This paper makes some interesting observations that resonate with my own research observations, though I will end up arguing (in a future blog post) that they don’t go far enough. But they do a good job of laying out the problem and why some solutions do not work. One of the common themes I have heard when discussing my own work is an insistence there really isn’t a problem, though usually a longer conversation ends up with us agreeing things could be done better.

The abstract is a bit long, but clearly describes the essence of the paper:

The organization of files in any desktop computer has been an issue since their inception. The file systems that are available today organize files in a strict hierarchy that facilitates their retrieval either through navigation, clicking directories and sub-directories, in a tree-like structure or by searching (which allows for finding of the desired files using a search tool). Research studies show that the users rarely (4% – 15%) use the latter approach, thus leaving navigation as the main mechanism for retrieving files.
However, navigation does not allow a user to retrieve files nonhierarchically, which makes it limited in terms of time, human effort, and cognitive overload. To mitigate this issue, several semantic file systems (SFSs) have been periodically proposed that have made the nonhierarchical navigation of files possible by exploiting some basic semantics but no more than that. None of these systems consider aspects such as time, location, file movement, content similarity, and territory together with learning from user file retrieval behaviors in identifying the desired file and accessing it in less time and with minimum human and cognitive efforts.
Moreover, most of the available SFSs replace the existing le system metaphor, which is normally not acceptable to users. To mitigate these issues, this research paper proposes 360 SFS that exploits the SFS ontology to capture all the possible relevant file metadata and learns from user browsing behaviors to semantically retrieve the desired files both easily and timely. Based on user studies, the evaluation results show that the proposed 360 SFS outperforms the existing traditional directory navigation and recently open files.
Paper Abstract

Of course, the problem existed before the appearance of the desktop computer: the original UNIX contained the permuted index server, which suggests to me that even in 1973 people were struggling to find things. What I do find interesting is the observation that people really do not like search – I recently described this insightful (to me at least) observation. Here it is once again, complete with references (in the paper) to prior work demonstrating this point. Indeed, it suggests to me one alternative explanation as to why the Google Desktop Search project was ultimately cancelled – not because it was “no longer necessary” but rather because it wasn’t useful to most computer users.

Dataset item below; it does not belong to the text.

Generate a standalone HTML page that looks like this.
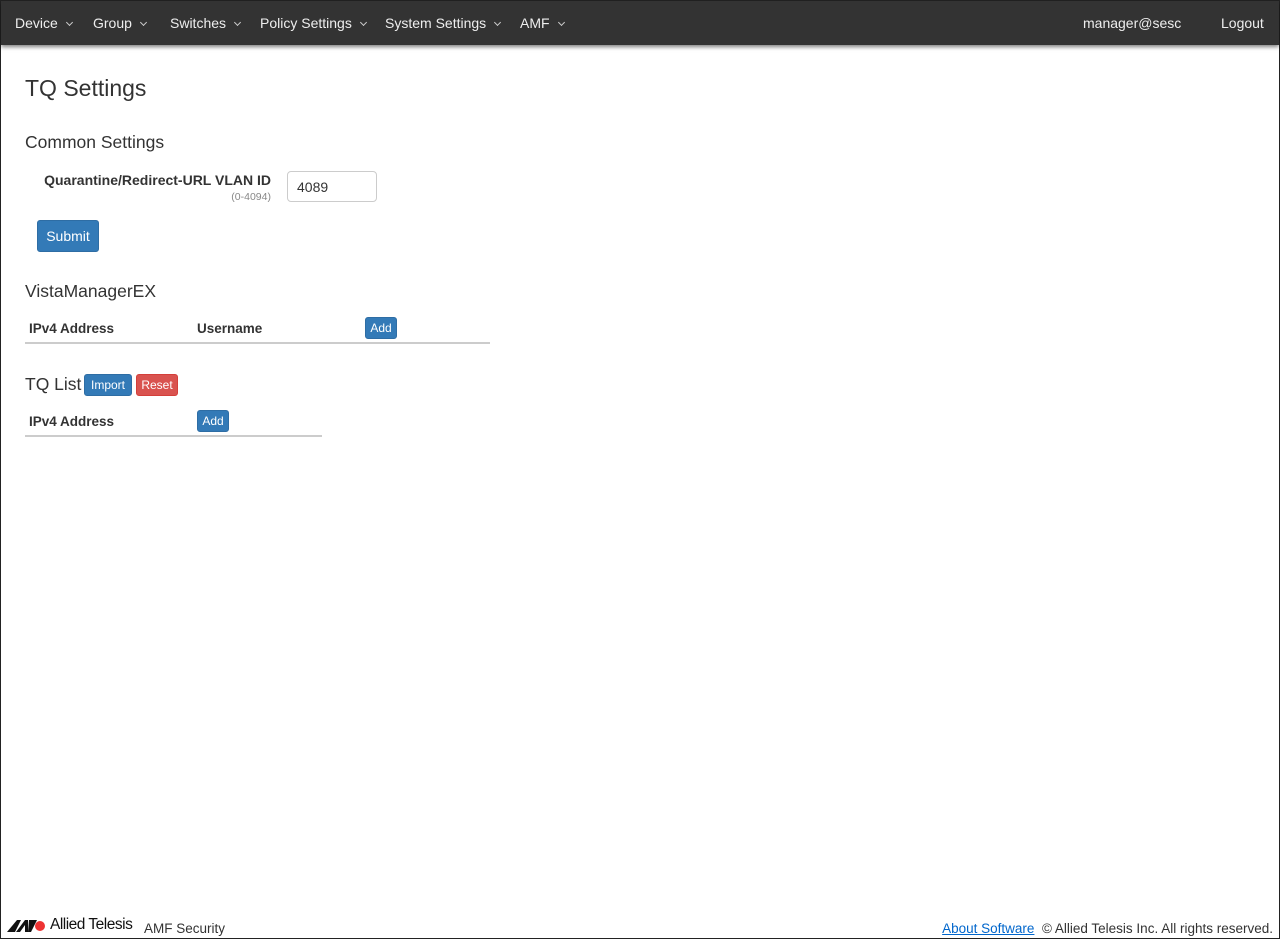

Another thing that I have observed, repeatedly, when working with students, is there seems to be a natural aversion to searching for answers. Thus, students will post on class forums (such as Piazza, with which I am most familiary) asking questions, even if the question has already been asked and answered. Searching for the answer does not seem to come naturally to such students. Indeed, I often find myself using search engines to find the answer and giving the results back to the original question. I have wondered about this “laziness” in the past and with this new insight I wonder if it is just because people prefer to navigate – and being told where to go is certainly one form of navigation.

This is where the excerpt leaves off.